After the market's beginnings in 1907, it grew to house 515 stalls in 1939. The signature clock and Public Market sign were installed in 1927.

But World War II and the internment of 110,000 Japanese Americans hurt the market's growth. Because Japanese-Americans represented about two-thirds of the vendors in the market, the number of stalls dropped to 196 by 1942. The number of stalls continued to slip to 53 by 1949. In 1950 came the first of many proposals to turn the market into parking for downtown office workers.

Parking proposals persisted into the 1960s. A ballot initiative to create a downtown historical district encompassing the market passed in 1971, the same year the first Starbucks coffee store opened.

The future of the market was not secure yet. In 1983 the market entered a real estate and management agreement with New York-based Urban Group to raise money to revitalize the market. But because of changes in tax laws The Urban Group lost money on the deal and threatened to foreclose and radically redevelop the market.

By 1991, local lawmakers raised $1.5 million in federal money and $750,000 from locals to buy off The Urban Group.

Since, the market has continued to raise money for renovations through various campaigns.

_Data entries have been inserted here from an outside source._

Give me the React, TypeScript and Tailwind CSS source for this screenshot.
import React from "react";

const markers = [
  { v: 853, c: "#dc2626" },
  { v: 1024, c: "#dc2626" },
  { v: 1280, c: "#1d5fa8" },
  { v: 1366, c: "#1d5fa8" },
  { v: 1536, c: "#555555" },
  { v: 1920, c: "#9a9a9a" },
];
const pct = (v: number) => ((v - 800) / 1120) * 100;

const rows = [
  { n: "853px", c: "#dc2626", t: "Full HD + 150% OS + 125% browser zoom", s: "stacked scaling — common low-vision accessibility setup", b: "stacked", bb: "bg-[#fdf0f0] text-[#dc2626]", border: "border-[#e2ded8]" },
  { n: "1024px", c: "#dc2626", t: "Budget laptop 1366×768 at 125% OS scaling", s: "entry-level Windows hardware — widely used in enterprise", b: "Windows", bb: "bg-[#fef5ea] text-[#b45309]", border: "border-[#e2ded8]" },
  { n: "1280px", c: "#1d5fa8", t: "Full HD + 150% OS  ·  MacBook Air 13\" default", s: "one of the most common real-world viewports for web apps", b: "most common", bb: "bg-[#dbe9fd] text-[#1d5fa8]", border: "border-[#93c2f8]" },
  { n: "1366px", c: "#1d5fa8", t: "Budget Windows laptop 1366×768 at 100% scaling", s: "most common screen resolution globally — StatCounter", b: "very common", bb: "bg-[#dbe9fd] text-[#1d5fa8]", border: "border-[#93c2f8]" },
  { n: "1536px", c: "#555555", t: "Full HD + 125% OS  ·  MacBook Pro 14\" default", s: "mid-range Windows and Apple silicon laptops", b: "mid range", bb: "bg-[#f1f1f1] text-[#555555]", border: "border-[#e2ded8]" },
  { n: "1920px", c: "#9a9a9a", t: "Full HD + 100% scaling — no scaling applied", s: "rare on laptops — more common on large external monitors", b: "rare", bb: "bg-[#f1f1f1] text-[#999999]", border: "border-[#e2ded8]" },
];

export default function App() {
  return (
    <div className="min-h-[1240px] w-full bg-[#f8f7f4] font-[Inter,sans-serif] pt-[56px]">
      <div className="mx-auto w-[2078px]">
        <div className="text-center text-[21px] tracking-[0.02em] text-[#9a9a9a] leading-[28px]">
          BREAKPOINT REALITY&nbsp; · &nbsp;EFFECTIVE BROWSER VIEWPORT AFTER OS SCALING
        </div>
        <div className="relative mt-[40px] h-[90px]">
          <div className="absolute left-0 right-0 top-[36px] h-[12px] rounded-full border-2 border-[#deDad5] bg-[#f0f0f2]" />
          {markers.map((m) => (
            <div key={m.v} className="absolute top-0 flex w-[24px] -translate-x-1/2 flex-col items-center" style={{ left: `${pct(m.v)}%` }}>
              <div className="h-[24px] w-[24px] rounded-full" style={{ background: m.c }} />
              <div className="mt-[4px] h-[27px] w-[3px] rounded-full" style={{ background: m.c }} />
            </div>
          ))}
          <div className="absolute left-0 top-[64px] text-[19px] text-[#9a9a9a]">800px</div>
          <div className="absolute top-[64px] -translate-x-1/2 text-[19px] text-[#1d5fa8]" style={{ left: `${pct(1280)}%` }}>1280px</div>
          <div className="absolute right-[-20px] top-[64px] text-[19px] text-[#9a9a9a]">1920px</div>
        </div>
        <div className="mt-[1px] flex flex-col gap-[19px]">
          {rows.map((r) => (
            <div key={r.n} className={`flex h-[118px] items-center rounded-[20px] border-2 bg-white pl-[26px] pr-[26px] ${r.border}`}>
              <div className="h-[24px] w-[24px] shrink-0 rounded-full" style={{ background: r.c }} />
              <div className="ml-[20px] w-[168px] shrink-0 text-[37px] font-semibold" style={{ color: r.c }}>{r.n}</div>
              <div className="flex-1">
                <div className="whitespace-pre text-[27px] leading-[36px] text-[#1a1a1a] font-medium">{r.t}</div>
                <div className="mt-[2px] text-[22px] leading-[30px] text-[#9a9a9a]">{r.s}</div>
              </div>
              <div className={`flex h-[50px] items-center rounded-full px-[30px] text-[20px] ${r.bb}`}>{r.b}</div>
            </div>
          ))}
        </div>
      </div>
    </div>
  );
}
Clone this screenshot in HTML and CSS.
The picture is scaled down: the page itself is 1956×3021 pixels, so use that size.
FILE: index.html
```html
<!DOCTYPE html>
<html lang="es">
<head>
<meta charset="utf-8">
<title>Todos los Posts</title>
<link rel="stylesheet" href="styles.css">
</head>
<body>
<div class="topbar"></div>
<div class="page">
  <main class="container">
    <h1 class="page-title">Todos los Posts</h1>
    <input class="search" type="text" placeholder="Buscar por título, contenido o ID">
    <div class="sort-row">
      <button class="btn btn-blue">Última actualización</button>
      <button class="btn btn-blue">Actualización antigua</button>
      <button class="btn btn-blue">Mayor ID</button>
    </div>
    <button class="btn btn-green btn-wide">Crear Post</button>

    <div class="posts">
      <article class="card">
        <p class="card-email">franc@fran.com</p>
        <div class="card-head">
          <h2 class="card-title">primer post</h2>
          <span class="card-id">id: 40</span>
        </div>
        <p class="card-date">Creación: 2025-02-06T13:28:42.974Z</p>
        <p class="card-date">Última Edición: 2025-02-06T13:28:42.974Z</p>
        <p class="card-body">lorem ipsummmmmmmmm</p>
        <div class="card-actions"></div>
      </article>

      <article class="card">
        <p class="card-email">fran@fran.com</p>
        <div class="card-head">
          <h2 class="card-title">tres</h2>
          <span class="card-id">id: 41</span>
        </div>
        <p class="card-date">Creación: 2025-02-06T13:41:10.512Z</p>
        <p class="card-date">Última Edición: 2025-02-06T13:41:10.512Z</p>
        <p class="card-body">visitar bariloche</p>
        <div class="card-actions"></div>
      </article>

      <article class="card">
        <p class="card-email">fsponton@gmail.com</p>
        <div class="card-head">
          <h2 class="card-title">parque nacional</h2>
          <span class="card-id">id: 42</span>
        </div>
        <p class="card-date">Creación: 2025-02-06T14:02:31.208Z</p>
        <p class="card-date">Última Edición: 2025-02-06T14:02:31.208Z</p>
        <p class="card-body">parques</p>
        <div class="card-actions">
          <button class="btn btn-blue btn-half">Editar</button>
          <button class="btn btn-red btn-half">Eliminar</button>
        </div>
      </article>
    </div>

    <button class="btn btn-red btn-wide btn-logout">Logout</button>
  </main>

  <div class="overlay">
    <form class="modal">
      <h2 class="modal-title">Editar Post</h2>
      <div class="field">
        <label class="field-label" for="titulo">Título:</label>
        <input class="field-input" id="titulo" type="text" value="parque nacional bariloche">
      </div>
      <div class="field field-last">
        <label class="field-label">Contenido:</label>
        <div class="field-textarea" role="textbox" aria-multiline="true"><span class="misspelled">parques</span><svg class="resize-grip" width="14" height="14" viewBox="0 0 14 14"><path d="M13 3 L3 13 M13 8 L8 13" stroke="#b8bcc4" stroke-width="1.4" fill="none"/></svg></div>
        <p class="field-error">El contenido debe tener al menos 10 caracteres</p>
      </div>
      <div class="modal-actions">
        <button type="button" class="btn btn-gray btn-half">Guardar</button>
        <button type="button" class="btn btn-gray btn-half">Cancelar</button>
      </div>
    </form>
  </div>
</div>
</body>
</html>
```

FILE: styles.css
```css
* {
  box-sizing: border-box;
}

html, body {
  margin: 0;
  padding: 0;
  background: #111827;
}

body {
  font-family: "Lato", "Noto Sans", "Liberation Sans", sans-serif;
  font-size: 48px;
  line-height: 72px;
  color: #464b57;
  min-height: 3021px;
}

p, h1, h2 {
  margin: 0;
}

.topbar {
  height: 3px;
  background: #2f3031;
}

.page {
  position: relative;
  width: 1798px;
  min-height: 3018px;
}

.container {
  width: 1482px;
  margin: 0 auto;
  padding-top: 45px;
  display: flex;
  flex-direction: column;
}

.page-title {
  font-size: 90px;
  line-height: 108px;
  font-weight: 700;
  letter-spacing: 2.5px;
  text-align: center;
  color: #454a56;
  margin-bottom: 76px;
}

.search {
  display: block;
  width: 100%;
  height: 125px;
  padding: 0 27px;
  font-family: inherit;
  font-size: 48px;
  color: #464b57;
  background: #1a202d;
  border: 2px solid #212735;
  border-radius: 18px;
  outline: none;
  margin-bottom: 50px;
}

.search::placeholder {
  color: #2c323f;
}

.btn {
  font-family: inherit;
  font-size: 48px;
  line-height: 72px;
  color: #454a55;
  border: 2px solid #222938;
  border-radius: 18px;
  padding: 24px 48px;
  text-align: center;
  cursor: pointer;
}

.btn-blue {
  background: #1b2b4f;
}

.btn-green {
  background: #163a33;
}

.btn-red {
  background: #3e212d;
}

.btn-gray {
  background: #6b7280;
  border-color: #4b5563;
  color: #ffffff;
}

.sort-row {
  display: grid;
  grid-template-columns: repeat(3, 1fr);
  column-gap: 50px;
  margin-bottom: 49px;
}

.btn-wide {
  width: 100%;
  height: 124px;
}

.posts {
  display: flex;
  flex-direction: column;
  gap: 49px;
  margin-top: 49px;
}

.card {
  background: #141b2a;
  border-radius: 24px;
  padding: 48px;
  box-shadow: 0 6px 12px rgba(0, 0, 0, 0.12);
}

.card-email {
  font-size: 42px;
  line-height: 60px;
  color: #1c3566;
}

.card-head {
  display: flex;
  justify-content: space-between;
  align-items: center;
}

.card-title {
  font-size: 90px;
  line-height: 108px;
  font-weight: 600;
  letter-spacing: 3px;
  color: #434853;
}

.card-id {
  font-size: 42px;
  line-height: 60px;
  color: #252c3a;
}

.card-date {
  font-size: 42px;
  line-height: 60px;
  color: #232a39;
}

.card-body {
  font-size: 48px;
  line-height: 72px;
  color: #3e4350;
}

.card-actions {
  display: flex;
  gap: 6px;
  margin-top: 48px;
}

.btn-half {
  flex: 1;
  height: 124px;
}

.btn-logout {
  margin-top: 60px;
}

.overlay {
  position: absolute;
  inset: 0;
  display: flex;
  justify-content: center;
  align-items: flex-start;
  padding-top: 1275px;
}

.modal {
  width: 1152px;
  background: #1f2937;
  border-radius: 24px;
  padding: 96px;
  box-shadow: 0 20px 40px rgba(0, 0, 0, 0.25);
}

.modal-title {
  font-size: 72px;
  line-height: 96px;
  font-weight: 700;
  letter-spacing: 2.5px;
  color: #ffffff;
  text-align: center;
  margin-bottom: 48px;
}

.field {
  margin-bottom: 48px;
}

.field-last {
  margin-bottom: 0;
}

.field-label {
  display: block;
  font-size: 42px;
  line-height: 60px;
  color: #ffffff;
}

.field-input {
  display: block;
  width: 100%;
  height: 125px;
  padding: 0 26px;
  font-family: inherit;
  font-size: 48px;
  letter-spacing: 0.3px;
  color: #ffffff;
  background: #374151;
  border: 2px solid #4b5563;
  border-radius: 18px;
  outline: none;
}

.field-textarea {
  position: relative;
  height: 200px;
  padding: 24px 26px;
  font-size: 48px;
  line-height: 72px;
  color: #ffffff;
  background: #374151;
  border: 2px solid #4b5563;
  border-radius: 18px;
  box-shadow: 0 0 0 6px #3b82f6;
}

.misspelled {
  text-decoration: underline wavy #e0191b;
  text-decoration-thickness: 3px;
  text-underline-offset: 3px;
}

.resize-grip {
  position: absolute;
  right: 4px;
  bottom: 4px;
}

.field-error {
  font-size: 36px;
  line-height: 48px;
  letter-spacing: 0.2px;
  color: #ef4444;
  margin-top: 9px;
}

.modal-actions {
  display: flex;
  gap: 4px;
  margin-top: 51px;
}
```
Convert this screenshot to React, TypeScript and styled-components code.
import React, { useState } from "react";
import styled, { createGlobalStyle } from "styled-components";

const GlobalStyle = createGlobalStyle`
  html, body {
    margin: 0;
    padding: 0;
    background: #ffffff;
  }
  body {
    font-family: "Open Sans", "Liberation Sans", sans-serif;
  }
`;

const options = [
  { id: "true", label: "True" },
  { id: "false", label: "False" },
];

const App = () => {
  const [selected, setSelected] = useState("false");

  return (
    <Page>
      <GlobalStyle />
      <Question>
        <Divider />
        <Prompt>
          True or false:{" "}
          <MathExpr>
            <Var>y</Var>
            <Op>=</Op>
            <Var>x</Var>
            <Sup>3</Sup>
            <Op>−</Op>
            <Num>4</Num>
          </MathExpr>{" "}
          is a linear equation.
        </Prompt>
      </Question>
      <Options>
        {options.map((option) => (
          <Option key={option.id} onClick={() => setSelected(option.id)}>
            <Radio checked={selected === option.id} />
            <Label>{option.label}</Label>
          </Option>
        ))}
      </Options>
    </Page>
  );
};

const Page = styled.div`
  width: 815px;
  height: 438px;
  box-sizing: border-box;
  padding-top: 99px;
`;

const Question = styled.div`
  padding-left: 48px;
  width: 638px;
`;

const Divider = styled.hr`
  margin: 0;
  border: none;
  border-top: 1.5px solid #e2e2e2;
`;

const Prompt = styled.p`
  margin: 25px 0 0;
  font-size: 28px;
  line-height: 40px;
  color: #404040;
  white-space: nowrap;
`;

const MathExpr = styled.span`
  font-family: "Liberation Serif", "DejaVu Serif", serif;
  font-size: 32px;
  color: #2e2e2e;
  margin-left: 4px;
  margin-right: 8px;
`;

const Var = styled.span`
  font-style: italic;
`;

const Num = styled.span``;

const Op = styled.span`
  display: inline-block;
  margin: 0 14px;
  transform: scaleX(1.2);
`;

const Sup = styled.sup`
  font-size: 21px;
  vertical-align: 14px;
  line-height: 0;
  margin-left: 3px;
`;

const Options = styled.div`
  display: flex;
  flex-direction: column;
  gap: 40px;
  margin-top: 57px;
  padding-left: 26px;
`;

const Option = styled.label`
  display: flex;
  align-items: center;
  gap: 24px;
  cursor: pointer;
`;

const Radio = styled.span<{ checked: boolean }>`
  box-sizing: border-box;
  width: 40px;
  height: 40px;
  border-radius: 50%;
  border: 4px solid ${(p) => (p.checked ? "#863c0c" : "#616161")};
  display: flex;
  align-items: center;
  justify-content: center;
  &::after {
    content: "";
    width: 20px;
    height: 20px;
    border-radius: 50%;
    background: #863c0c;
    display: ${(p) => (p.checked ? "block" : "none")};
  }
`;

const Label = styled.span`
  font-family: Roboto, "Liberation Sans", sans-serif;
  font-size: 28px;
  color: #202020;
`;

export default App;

In 1986 the market installed Rachel, a life-sized bronze piggy bank, which raises $9,000 a year.

The fishmongers that throw fish behind Rachel, who were featured on an episode of Frasier, and the first Starbucks coffee store, have come represent Seattle to visitors.

Ralph Goodwin, a great-nephew of Frank Goodwin, the first manager of the market, said being at the market made him feel connected to his family history.
 


"It gives you goose bumps walking around thinking that you're part of the family that did it," Goodwin said.

Vendors at the market said the 100 year anniversary is a reaffirmation of the values that Pike Place stands for.

"It's a joy to work here because we know that we're selling produce that's 10 times fresher than big-box stores," said Mark Eskenazi-Suemanzo who has worked for 10 years at one of the market's oldest produce vendors, Sosios.

The market could undergo even more change in upcoming years, Steinbrueck and Shorett said. With developers building hundreds of new condominiums and hotel rooms downtown including a Four Seasons hotel, the market could return to its roots as downtown's food source, Shorett said.

"It's is important for people to not take it for granted," Shorett said. "The market has somehow survived and it needs to have people caring about it and watching out for it."


      Pike Place Market is a public market overlooking the Elliott Bay waterfront in Seattle, Washington. The Market, which opened August 17, 1907, is the oldest continually-operated public farmer's market in the country. It is a place of business for many small farmers, craftspeople and merchants. It is also Seattle's most popular tourist destination. Located in Downtown, it occupies over 9 acres It is named after its central street, Pike Place, which runs northwest from Pike Street to Virginia Street.
     The Market is built on the edge of a steep hill. It has several lower levels below the main level, featuring a variety of unique shops. Antique dealers, comic book sellers, and small family-owned restaurants are joined by one of the few remaining head shops in Seattle. The upper street level features fishmongers, fresh produce stands, and craft stalls operating in the covered arcades. Local farmers sell year-round in the arcades from tables they rent from the Market on a daily basis, in accordance with the Market's mission and founding goal: allowing consumers to "Meet the Producer."